George Pau-Langevin et Marie-Thérèse Geffroy, la présidente de l’Agence Nationale de Lutte contre l’Illettrisme (ANLCI) ont signé ce mardi 6 octobre un partenariat. Objectif : s’attaquer à l’illettrisme, un des fléaux des Outre-mer. Pour Mayotte, des objectifs concrets et précis.
Cette convention de partenariat entre le ministère des Outre-mer (MOM) et l’ANLCI attaque de front une situation jugée «préoccupante» pour l’ensemble des DOM… Un euphémisme pour Mayotte où une enquête menée par l’INSEE et Opcalia fait apparaître un taux de 58% de la population touchée par l’illettrisme (connaissance insuffisante de l’écrit) et même 39% par l’analphabétisme (incapacité complète à lire et à écrire). Dans le détail, l’illettrisme toucherait 50% des demandeurs d’emploi et 62% des salariés (27% seraient analphabètes).
L’objectif du partenariat est double : améliorer les conditions d’accompagnement et réduire de manière significative le nombre d’ultramarins (jeunes comme adultes) en situation d’illettrisme. George Pau-Langevin «a beaucoup insisté sur l’importance de la mobilisation collective de tous les acteurs publics ainsi que des partenaires sociaux et des entreprises», précise le ministère. Et de fait, pour Mayotte, le plan d’actions est ambitieux.
Il est issu d’une vaste consultation et a été présenté à la commission de lutte contre l’illettrisme et l’analphabétisme (CLIA) le 28 septembre dernier au département. Les nombreux partenaires impliqués dans son élaboration se sont arrêtés sur 10 axes qui vont commencer à être déclinés avant la fin de l’année, sur une durée de 5 ans.
De qui parle-t-on ?
Il s’agit d’abord d’affiner le diagnostic et de favoriser la recherche.
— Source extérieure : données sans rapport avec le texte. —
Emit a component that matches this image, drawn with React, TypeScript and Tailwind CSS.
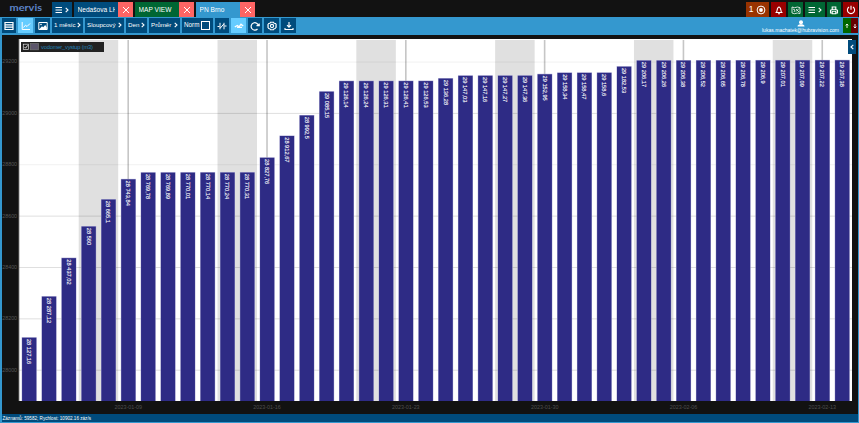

Car les chiffres disponibles «ne permettent pas de connaitre avec précision l’ensemble des besoins et des caractéristiques de la population en matière de maîtrise des savoirs de base», note le plan d’action. Le diagnostic portera aussi bien sur les zones géographiques que sur les personnes (emploi, statut, salariés, chômeurs…). Le plan lance des indicateurs annuels pour connaître les évolutions et ainsi permettre des bilans des actions menées.
Le volet recherche concernera les questions liées aux apprentissages linguistiques propres au contexte mahorais et sur la question des enseignements traditionnels.
Une question de méthodes
Le plan se focalise également sur le repérage des personnes concernées ou encore la mobilisation d’acteurs locaux et des communes pour des formations fléchées sur des territoires. L’objectif est, par exemple, d’identifier 50 référents illettrisme dans le département et d’accompagner au moins 5 organisations pour doter Mayotte des outils à destination des différents publics-cibles et proposer des dispositifs adaptés.
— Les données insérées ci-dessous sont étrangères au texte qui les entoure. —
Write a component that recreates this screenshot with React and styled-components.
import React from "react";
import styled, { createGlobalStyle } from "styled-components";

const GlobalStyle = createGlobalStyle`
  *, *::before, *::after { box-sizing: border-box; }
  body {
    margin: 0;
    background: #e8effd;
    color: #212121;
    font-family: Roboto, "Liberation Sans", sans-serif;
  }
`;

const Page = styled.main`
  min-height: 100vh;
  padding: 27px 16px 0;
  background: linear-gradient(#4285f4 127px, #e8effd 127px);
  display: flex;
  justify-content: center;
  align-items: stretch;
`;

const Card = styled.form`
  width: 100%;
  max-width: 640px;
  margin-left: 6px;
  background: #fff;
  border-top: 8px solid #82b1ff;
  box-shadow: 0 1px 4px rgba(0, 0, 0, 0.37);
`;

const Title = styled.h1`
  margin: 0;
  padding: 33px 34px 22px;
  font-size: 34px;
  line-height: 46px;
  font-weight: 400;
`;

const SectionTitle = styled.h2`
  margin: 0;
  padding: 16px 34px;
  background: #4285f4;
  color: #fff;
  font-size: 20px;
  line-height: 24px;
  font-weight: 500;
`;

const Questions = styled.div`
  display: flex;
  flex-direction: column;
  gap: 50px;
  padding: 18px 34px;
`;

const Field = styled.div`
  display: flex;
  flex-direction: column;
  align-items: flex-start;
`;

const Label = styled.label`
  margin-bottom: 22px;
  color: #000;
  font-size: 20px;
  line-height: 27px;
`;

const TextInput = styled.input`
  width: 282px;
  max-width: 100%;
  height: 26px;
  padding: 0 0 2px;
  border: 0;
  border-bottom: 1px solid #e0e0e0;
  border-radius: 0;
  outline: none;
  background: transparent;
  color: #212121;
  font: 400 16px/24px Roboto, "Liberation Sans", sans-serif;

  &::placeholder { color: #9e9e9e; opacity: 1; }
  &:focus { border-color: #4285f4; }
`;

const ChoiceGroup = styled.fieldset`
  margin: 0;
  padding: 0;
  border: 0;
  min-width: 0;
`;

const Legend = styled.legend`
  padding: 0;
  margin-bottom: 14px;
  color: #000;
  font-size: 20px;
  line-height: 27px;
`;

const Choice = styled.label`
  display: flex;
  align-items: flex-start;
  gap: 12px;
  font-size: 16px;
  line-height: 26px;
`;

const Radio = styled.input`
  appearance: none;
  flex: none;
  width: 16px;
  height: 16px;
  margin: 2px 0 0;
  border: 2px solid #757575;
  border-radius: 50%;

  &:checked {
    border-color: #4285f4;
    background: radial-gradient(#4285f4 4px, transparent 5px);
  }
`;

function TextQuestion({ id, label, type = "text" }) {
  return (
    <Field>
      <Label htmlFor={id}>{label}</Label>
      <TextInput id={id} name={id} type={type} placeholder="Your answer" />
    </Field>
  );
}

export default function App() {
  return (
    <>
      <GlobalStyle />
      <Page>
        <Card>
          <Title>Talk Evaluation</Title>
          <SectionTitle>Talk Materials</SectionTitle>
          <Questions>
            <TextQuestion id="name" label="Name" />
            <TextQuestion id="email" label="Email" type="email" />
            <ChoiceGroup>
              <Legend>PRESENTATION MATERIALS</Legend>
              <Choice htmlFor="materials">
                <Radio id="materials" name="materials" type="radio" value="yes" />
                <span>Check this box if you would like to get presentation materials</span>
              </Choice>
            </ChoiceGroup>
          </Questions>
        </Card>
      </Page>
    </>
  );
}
Logiquement, le plan veut recenser les méthodes déjà utilisées. Un groupe de travail dédié à «l’ingénierie pédagogique» produira et expérimentera aussi des ressources pédagogiques, là encore, adaptées aux acquis des apprenants. Avec ces outils, des pratiques harmonisées doivent pouvoir être diffusées sur tout le territoire.
Professionnalisation et qualification des intervenants, échanges de pratiques, utilisation d’outils collaboratifs… La plateforme détaille et précise toutes les étapes, toutes les démarches avec des actions dont la fréquence est posée. Autrement dit, ce plan fixe des objectifs et des indicateurs. On sait ainsi que 30 formateurs doivent labélisés en 2020.
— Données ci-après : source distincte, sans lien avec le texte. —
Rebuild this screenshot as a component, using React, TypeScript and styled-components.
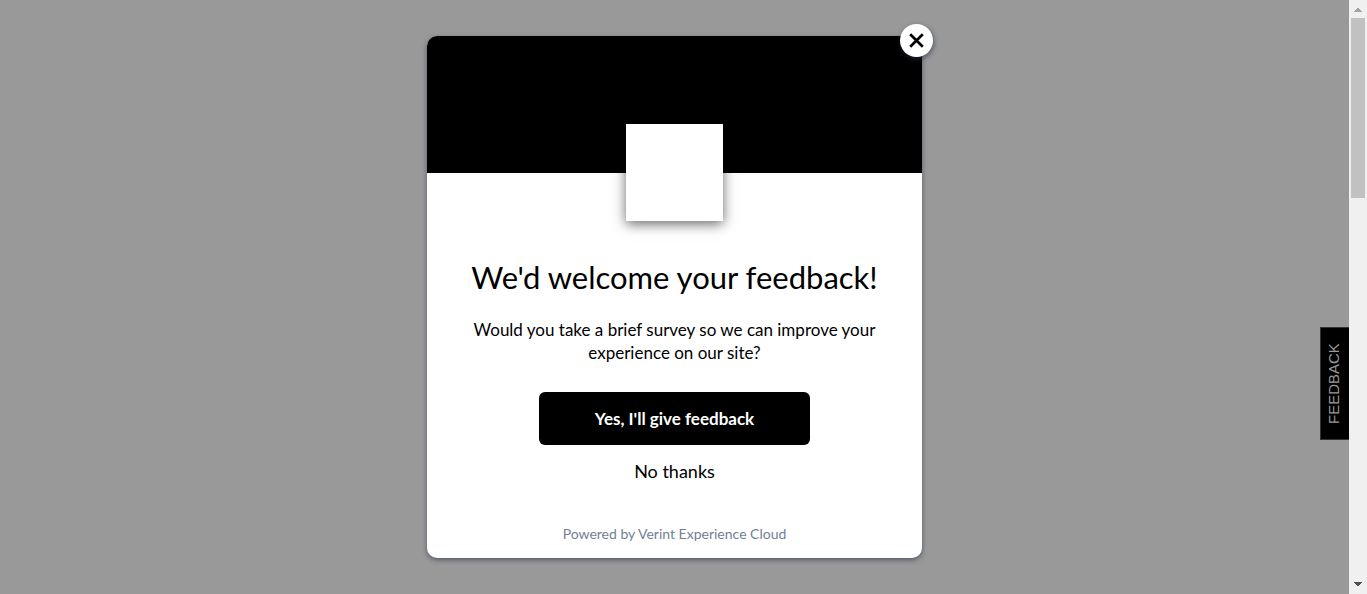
import React from "react";
import styled, { createGlobalStyle } from "styled-components";

const GlobalStyle = createGlobalStyle`
  *, *::before, *::after { box-sizing: border-box; }
  body {
    margin: 0;
    background: #999999;
    color: #000000;
    font-family: Lato, "Liberation Sans", sans-serif;
  }
`;

const Page = styled.div`
  display: flex;
  min-height: 100vh;
`;

const Backdrop = styled.main`
  flex: 1;
  display: flex;
  align-items: center;
  justify-content: center;
  padding: 36px 30px;
`;

const Dialog = styled.section`
  position: relative;
  width: 100%;
  max-width: 495px;
  border-radius: 10px;
  background: #ffffff;
  box-shadow: 0 2px 5px rgba(45, 55, 75, 0.65);
  text-align: center;
`;

const Banner = styled.header`
  display: flex;
  justify-content: center;
  height: 137px;
  padding-top: 88px;
  border-radius: 10px 10px 0 0;
  background: #000000;
`;

const LogoTile = styled.div`
  flex: none;
  width: 97px;
  height: 97px;
  background: #ffffff;
  box-shadow: 0 3px 12px rgba(0, 0, 0, 0.6);
`;

const CloseButton = styled.button`
  position: absolute;
  top: -12px;
  right: -11px;
  display: flex;
  align-items: center;
  justify-content: center;
  width: 33px;
  height: 33px;
  padding: 0;
  border: 0;
  border-radius: 50%;
  background: #ffffff;
  box-shadow: 1px 2px 5px rgba(45, 55, 75, 0.65);
  cursor: pointer;
`;

const Content = styled.div`
  display: flex;
  flex-direction: column;
  align-items: center;
  padding: 84px 36px 14px;
`;

const Title = styled.h1`
  margin: 0;
  font-size: 31px;
  font-weight: 400;
  line-height: 40px;
`;

const Message = styled.p`
  margin: 21px 0 28px;
  font-size: 17px;
  line-height: 23px;
`;

const ActionButton = styled.button<{ $primary?: boolean }>`
  width: 271px;
  height: 53px;
  padding: 0;
  border: 0;
  border-radius: 6px;
  background: ${(p) => (p.$primary ? "#000000" : "transparent")};
  color: ${(p) => (p.$primary ? "#ffffff" : "#000000")};
  font-family: inherit;
  font-size: ${(p) => (p.$primary ? "17px" : "18px")};
  font-weight: ${(p) => (p.$primary ? 700 : 400)};
  line-height: 23px;
  cursor: pointer;
`;

const Credit = styled.footer`
  margin-top: 26px;
  color: #718096;
  font-size: 14px;
  line-height: 20px;
`;

const FeedbackTab = styled.button`
  position: fixed;
  top: 327px;
  right: 18px;
  width: 29px;
  height: 113px;
  padding: 0 2px 0 0;
  border: 1px solid #333333;
  border-right: 0;
  background: #000000;
  color: #999999;
  font-family: "Liberation Sans", sans-serif;
  font-size: 15px;
  line-height: 26px;
  writing-mode: vertical-rl;
  cursor: pointer;

  span {
    display: block;
    transform: rotate(180deg);
  }
`;

const Scrollbar = styled.div`
  position: sticky;
  top: 0;
  display: flex;
  flex: none;
  flex-direction: column;
  width: 18px;
  height: 100vh;
  background: #f0f0f0;
`;

const ScrollArrow = styled.div<{ $end?: boolean }>`
  display: flex;
  align-items: center;
  justify-content: center;
  height: 18px;
  padding: ${(p) => (p.$end ? "0 0 2px" : "2px 0 0")};
`;

const ScrollTrack = styled.div`
  flex: 1;
  padding: 0 2px;
`;

const ScrollThumb = styled.div`
  height: 180px;
  background: #c1c1c1;
`;

export default function App() {
  return (
    <Page>
      <GlobalStyle />
      <Backdrop>
        <Dialog role="dialog" aria-labelledby="survey-title">
          <Banner>
            <LogoTile />
          </Banner>
          <Content>
            <Title id="survey-title">We'd welcome your feedback!</Title>
            <Message>
              Would you take a brief survey so we can improve your experience on our site?
            </Message>
            <ActionButton type="button" $primary>Yes, I'll give feedback</ActionButton>
            <ActionButton type="button">No thanks</ActionButton>
            <Credit>Powered by Verint Experience Cloud</Credit>
          </Content>
          <CloseButton type="button" aria-label="Close">
            <svg width="15" height="15" viewBox="0 0 15 15" fill="none" stroke="#000000" strokeWidth="2.7">
              <path d="M1.2 1.2 13.8 13.8M13.8 1.2 1.2 13.8" />
            </svg>
          </CloseButton>
        </Dialog>
      </Backdrop>
      <FeedbackTab type="button"><span>FEEDBACK</span></FeedbackTab>
      <Scrollbar aria-hidden="true">
        <ScrollArrow>
          <svg width="8" height="4" viewBox="0 0 8 4" fill="#a3a3a3" shapeRendering="crispEdges">
            <path d="M3 0h2v1h1v1h1v1h1v1H0V3h1V2h1V1h1z" />
          </svg>
        </ScrollArrow>
        <ScrollTrack>
          <ScrollThumb />
        </ScrollTrack>
        <ScrollArrow $end>
          <svg width="8" height="4" viewBox="0 0 8 4" fill="#505050" shapeRendering="crispEdges">
            <path d="M0 0h8v1H7v1H6v1H5v1H3V3H2V2H1V1H0z" />
          </svg>
        </ScrollArrow>
      </Scrollbar>
    </Page>
  );
}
5.126 bénéficiaires en 2020
Quant au nombre de personnes illettrées que le plan ambitionne de toucher, l’objectif est de dépasser les 5.000 participants engagés dans des actions de formation en 2020 avec une montée en puissance. Les dispositifs concerneraient par exemple 1.900 personnes dès l’an prochain, 3.000 en 2017, 4.200 en 2018… et donc 5.126 en 2020.
Le détail du nombre de bénéficiaires parmi les demandeurs d’emploi, les salariés du secteur public, du secteur privé, les artisans et commerçants et le grand public est également prévu, car les organismes financeurs des formations sont aussi désignés : DIECCTE, CSSM, DJSCS, politique de la ville, OFII, CNFPT, Opcalia et les fonds européens (FSE).
Si le ministère rappelle que cette politique de lutte contre l’illettrisme «s’inscrit dans le cadre des priorités nationales engagées par le gouvernement», elle tombe aussi à un moment où les communes ont signé leur contrat de ville (hier encore à Sada) dans lesquels la cohésion sociale est souvent placée au cœur des projets. Au ministère de l’Outre-mer, on le sait bien. Car l’ancienne sous-préfète Sylvie Espécier qui avait mené le chantier des contrats de ville et désormais au MOM… Et ce sujet est très largement passé par son bureau.